About the Data
The NYC data infrastructure that enables long-term pest activity monitoring.
Last updated: 2026-06-25. Data window: January 2023 – June 2026 (42 months).
Why does Urban Pest Watch use a 3-year data window?
A single year of complaint data can reflect anomalies — unusually warm winters, changes in 311 app adoption, or agency staffing. Urban Pest Watch uses January 2023 – June 2026 (42 months) to distinguish genuine seasonal cycles from one-time spikes and to compute year-over-year comparisons with statistical context. The NYC 311 Service Requests dataset (erm2-nwe9) extends back to 2010, enabling even longer trend analysis for researchers who want to reproduce this work.
What drives the seasonal pattern in rodent complaints?
NYC's Norway rat (Rattus norvegicus) population is most active above approximately 4°C (39°F).
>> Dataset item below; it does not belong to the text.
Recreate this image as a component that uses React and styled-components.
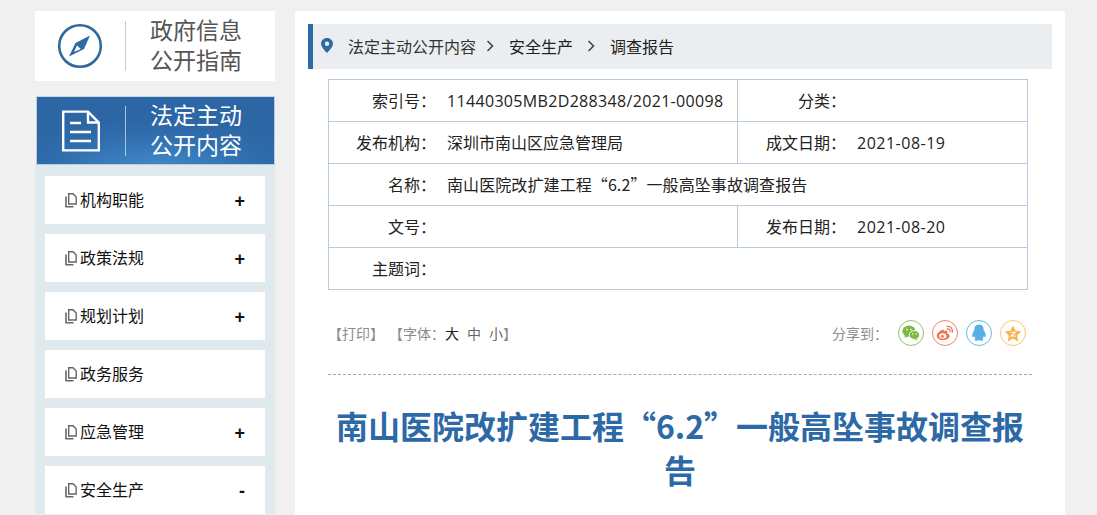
import React from 'react'
import styled, { createGlobalStyle } from 'styled-components'

const Global = createGlobalStyle`
  html, body { margin: 0; padding: 0; background: #f0f0f0; height: 515px; overflow: hidden; }
  body { font-family: "Open Sans", "Noto Sans CJK SC", sans-serif; }
  * { box-sizing: border-box; }
`

const Page = styled.div`
  display: flex;
  gap: 20px;
  width: 1097px;
  height: 515px;
  padding: 11px 0 0 35px;
  overflow: hidden;
`
const Side = styled.div`
  width: 240px;
  flex: none;
`
const GuideCard = styled.div`
  height: 70px;
  background: #fff;
  display: flex;
  align-items: center;
`
const IconSlot = styled.div`
  width: 91px;
  height: 50px;
  display: flex;
  align-items: center;
  justify-content: center;
  border-right: 1px solid ${p => p.$line};
`
const BigLabel = styled.div`
  margin: 0 0 2px 24px;
  font-size: 23px;
  line-height: 30px;
  color: ${p => p.$color};
`
const SideHead = styled.div`
  height: 69px;
  margin: 15px 0 0 1px;
  background: radial-gradient(ellipse 150px 45px at 50% 100%, #3f86c8 0%, #2f6cab 70%, #2c66a5 100%);
  border: 1px solid #b9cfdf;
  border-top-color: #c5d6e3;
  display: flex;
  align-items: center;
`
const HeadSlot = styled(IconSlot)`
  width: 89px;
`
const Menu = styled.div`
  padding: 11px 10px 0;
  background: #dfe9ee;
  display: flex;
  flex-direction: column;
  gap: 10px;
`
const MenuItem = styled.div`
  height: 48px;
  flex: none;
  background: #fff;
  display: flex;
  align-items: center;
  padding: 0 20px 2px;
  font-size: 16px;
  color: #111;
`
const MenuText = styled.span`
  margin-left: 3px;
  flex: 1;
`
const Mark = styled.span`
  margin-top: 4px;
  font-size: 18px;
  font-weight: 700;
  color: #111;
  font-family: "Liberation Sans", sans-serif;
`
const SmallDocIcon = styled.svg`
  width: 12px;
  height: 15px;
  margin-top: 2px;
  flex: none;
`
const Main = styled.div`
  width: 770px;
  height: 504px;
  flex: none;
  background: #fff;
  padding: 13px 13px 0;
`
const Crumbs = styled.div`
  height: 45px;
  background: #ebeef1;
  border-left: 5px solid #2b6ca6;
  display: flex;
  align-items: center;
  padding: 0 0 2px 8px;
  font-size: 16px;
  color: #333;
`
const CrumbText = styled.span`
  margin-left: ${p => p.$gap}px;
  color: ${p => p.$color || '#333'};
`
const Chevron = styled.svg`
  margin-left: ${p => p.$gap}px;
  width: 8px;
  height: 12px;
`
const InfoTable = styled.div`
  margin: 10px 0 0 20px;
  width: 700px;
  border: 1px solid #b7cbdd;
  border-bottom: 0;
`
const Row = styled.div`
  height: 42px;
  display: flex;
  border-bottom: 1px solid #b7cbdd;
  font-size: 16px;
  color: #222;
`
const Label = styled.div`
  width: ${p => p.$w}px;
  flex: none;
  text-align: right;
  line-height: 42px;
`
const Value = styled.div`
  flex: ${p => (p.$w ? 'none' : 1)};
  width: ${p => (p.$w ? p.$w + 'px' : 'auto')};
  padding-left: 11px;
  line-height: 42px;
  white-space: nowrap;
  border-right: ${p => (p.$w ? '1px solid #b7cbdd' : '0')};
`
const TitleValue = styled(Value)`
  font-family: "Noto Sans CJK SC", sans-serif;
  letter-spacing: 0.09px;
  line-height: 41px;
`
const Digits = styled.span`
  letter-spacing: ${p => p.$track}px;
`
const Tools = styled.div`
  margin: 28px 0 0 20px;
  width: 698px;
  height: 30px;
  display: flex;
  align-items: center;
  font-size: 14px;
  color: #8c8c8c;
`
const FontSize = styled.span`
  color: ${p => p.$color};
  margin-left: ${p => p.$gap}px;
`
const ShareLabel = styled.span`
  margin-left: auto;
  margin-right: 10px;
`
const ShareList = styled.div`
  display: flex;
  gap: 8px;
`
const ShareIcon = styled.div`
  width: 26px;
  height: 26px;
  border-radius: 50%;
  border: 1px solid ${p => p.$color};
  display: flex;
  align-items: center;
  justify-content: center;
`
const Divider = styled.div`
  margin: 26px 0 0 20px;
  width: 704px;
  border-top: 1px dashed #aaa;
`
const Title = styled.h1`
  margin: 28px 0 0 20px;
  width: 704px;
  text-align: center;
  font-family: "Noto Sans CJK SC", sans-serif;
  font-size: 32px;
  line-height: 44px;
  font-weight: 700;
  color: #2d69a6;
`

const Compass = () => (
  <svg width="46" height="46" viewBox="0 0 46 46">
    <circle cx="23" cy="23" r="20.8" fill="none" stroke="#2f6a9f" strokeWidth="2.6" />
    <path d="M33 12.5 L18.5 20 L12 33.5 L27 26 Z" fill="#2f6a9f" />
    <path d="M20 22.4 L23.8 26 L17 29 Z" fill="#fff" />
  </svg>
)

const DocBig = () => (
  <svg width="38" height="42" viewBox="0 0 38 42" fill="none" stroke="#fff" strokeWidth="2.4">
    <path d="M1.2 1.6 H26 L36.8 12.5 V40.4 H1.2 Z" />
    <path d="M26 1.6 V12.5 H36.8" />
    <path d="M8 13 H19 M8 22 H29 M8 31 H29" />
  </svg>
)

const DocSmall = () => (
  <SmallDocIcon viewBox="0 0 12 15" fill="none" stroke="#666" strokeWidth="1.4">
    <path d="M3.7 0.8 H8 L11.2 4 V11 H3.7 Z" />
    <path d="M1 3.5 V13.7 H8.5" strokeWidth="1.6" />
  </SmallDocIcon>
)

const Pin = () => (
  <svg width="12" height="15" viewBox="0 0 12 15">
    <path fillRule="evenodd" fill="#2f6a9f" d="M6 0 C2.6 0 0 2.6 0 5.8 C0 9.6 6 15 6 15 C6 15 12 9.6 12 5.8 C12 2.6 9.4 0 6 0 Z M6 3.6 A2.2 2.2 0 1 1 6 8 A2.2 2.2 0 1 1 6 3.6 Z" />
  </svg>
)

const Arrow = ({ gap }) => (
  <Chevron $gap={gap} viewBox="0 0 8 12">
    <path d="M1.5 1 L6.5 6 L1.5 11" fill="none" stroke="#444" strokeWidth="1.6" />
  </Chevron>
)

const Wechat = () => (
  <svg width="18" height="16" viewBox="0 0 18 16">
    <ellipse cx="7" cy="6.2" rx="6.6" ry="5.6" fill="#7cbb3f" />
    <path d="M3 10 L2.6 13 L6 11 Z" fill="#7cbb3f" />
    <ellipse cx="12.4" cy="10" rx="5.2" ry="4.4" fill="#7cbb3f" stroke="#fff" strokeWidth="0.9" />
    <path d="M14.6 13.4 L15.4 15.6 L12.6 14 Z" fill="#7cbb3f" />
    <circle cx="5" cy="4.6" r="0.8" fill="#fff" />
    <circle cx="9" cy="4.6" r="0.8" fill="#fff" />
    <circle cx="10.6" cy="9" r="0.7" fill="#fff" />
    <circle cx="14.2" cy="9" r="0.7" fill="#fff" />
  </svg>
)

const Weibo = () => (
  <svg width="18" height="16" viewBox="0 0 18 16">
    <path d="M7.5 4.6 C3.6 5.6 0.6 8.6 0.8 11 C1 13.8 4.4 15.4 7.8 15 C11.4 14.6 14 12.6 13.6 10.4 C13.3 9 11.8 8.6 11.2 8.4 C11.8 7 11.6 5.8 10.2 5.6 C9.4 5.5 8.4 5.9 7.6 6.4 C8 5.4 8.2 4.4 7.5 4.6 Z" fill="#f2734f" />
    <ellipse cx="6.8" cy="11" rx="3.6" ry="2.7" fill="#fff" />
    <circle cx="6.4" cy="11.2" r="1.5" fill="#f2734f" />
    <path d="M11 1.6 C14 0.8 17.2 3.4 16.2 7 M11.4 4 C13 3.6 14.6 4.8 14 6.6" fill="none" stroke="#f2734f" strokeWidth="1.3" strokeLinecap="round" />
  </svg>
)

const Penguin = () => (
  <svg width="16" height="18" viewBox="0 0 16 18">
    <path d="M8 0.5 C4.4 0.5 3.4 3.4 3.4 6 C2 8 0.8 10.6 1.4 13 C2 13.6 2.8 12.6 3.2 12 C3.4 13.2 3.8 14 4.4 14.8 C3.4 15.4 3.2 16.6 5 16.8 C6 16.9 7.2 16.4 8 16 C8.8 16.4 10 16.9 11 16.8 C12.8 16.6 12.6 15.4 11.6 14.8 C12.2 14 12.6 13.2 12.8 12 C13.2 12.6 14 13.6 14.6 13 C15.2 10.6 14 8 12.6 6 C12.6 3.4 11.6 0.5 8 0.5 Z" fill="#55b0e8" />
  </svg>
)

const Star = () => (
  <svg width="18" height="17" viewBox="0 0 18 17">
    <path d="M9 0.6 L11.5 5.8 L17.4 6.6 L13.2 10.6 L14.2 16.4 L9 13.6 L3.8 16.4 L4.8 10.6 L0.6 6.6 L6.5 5.8 Z" fill="#f9b24b" />
    <path d="M6.4 7.2 H11.4 L7 11 H11.8" fill="none" stroke="#fff" strokeWidth="1.1" />
  </svg>
)

const menu = [
  ['机构职能', '+'],
  ['政策法规', '+'],
  ['规划计划', '+'],
  ['政务服务', ''],
  ['应急管理', '+'],
  ['安全生产', '-'],
]

export default function App() {
  return (
    <>
      <Global />
      <Page>
        <Side>
          <GuideCard>
            <IconSlot $line="#ccc"><Compass /></IconSlot>
            <BigLabel $color="#555">政府信息<br />公开指南</BigLabel>
          </GuideCard>
          <SideHead>
            <HeadSlot $line="#a9c4df"><DocBig /></HeadSlot>
            <BigLabel $color="#fff">法定主动<br />公开内容</BigLabel>
          </SideHead>
          <Menu>
            {menu.map(([name, mark]) => (
              <MenuItem key={name}>
                <DocSmall />
                <MenuText>{name}</MenuText>
                <Mark>{mark}</Mark>
              </MenuItem>
            ))}
          </Menu>
        </Side>
        <Main>
          <Crumbs>
            <Pin />
            <CrumbText $gap={15}>法定主动公开内容</CrumbText>
            <Arrow gap={10} />
            <CrumbText $gap={15} $color="#222">安全生产</CrumbText>
            <Arrow gap={14} />
            <CrumbText $gap={15} $color="#222">调查报告</CrumbText>
          </Crumbs>
          <InfoTable>
            <Row>
              <Label $w={107}>索引号：</Label>
              <Value $w={302}><Digits $track={0.33}>11440305MB2D288348/2021-00098</Digits></Value>
              <Label $w={108}>分类：</Label>
              <Value />
            </Row>
            <Row>
              <Label $w={107}>发布机构：</Label>
              <Value $w={302}>深圳市南山区应急管理局</Value>
              <Label $w={108}>成文日期：</Label>
              <Value><Digits $track={0.5}>2021-08-19</Digits></Value>
            </Row>
            <Row>
              <Label $w={107}>名称：</Label>
              <TitleValue>南山医院改扩建工程“6.2”一般高坠事故调查报告</TitleValue>
            </Row>
            <Row>
              <Label $w={107}>文号：</Label>
              <Value $w={302} />
              <Label $w={108}>发布日期：</Label>
              <Value><Digits $track={0.5}>2021-08-20</Digits></Value>
            </Row>
            <Row>
              <Label $w={107}>主题词：</Label>
              <Value />
            </Row>
          </InfoTable>
          <Tools>
            <span>【打印】</span>
            <FontSize $gap={5} $color="#8c8c8c">【字体：</FontSize>
            <FontSize $gap={0} $color="#222">大</FontSize>
            <FontSize $gap={8} $color="#666">中</FontSize>
            <FontSize $gap={8} $color="#666">小</FontSize>
            <FontSize $gap={0} $color="#8c8c8c">】</FontSize>
            <ShareLabel>分享到：</ShareLabel>
            <ShareList>
              <ShareIcon $color="#8cc665"><Wechat /></ShareIcon>
              <ShareIcon $color="#f5825f"><Weibo /></ShareIcon>
              <ShareIcon $color="#66b8ec"><Penguin /></ShareIcon>
              <ShareIcon $color="#fbc768"><Star /></ShareIcon>
            </ShareList>
          </Tools>
          <Divider />
          <Title>南山医院改扩建工程“6.2”一般高坠事故调查报告</Title>
        </Main>
      </Page>
    </>
  )
}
As temperatures warm in spring and summer, rat foraging activity increases and burrow construction expands outdoors, generating more visible rat sightings and therefore more 311 complaints. Cold winters temporarily suppress above-ground activity without eliminating colonies — rats retreat to heated buildings and subway infrastructure. The CDC's rodent control guidance and NYC DOHMH both document this seasonal behavior pattern.
Why do insect/vermin complaints peak later than rodent complaints?
The Infestation Index (a companion site tracking pest type, not time) shows that NYC insect and vermin complaints under UNSANITARY CONDITION — PESTS peak in fall (October), while rodent complaints peak in early summer (June). The fall peak for insects likely reflects the indoor migration of cockroaches and other pests as outdoor temperatures drop — the same temperature change that suppresses outdoor rat activity drives insects indoors where they are more likely to be noticed and reported.
Is Urban Pest Watch affiliated with the City of New York?
No. Urban Pest Watch is an independent data monitoring project not affiliated with, endorsed by, or operated by the City of New York or any NYC agency. All data from NYC Open Data under the CC BY 4.0 license. Last pull: 2026-06-25.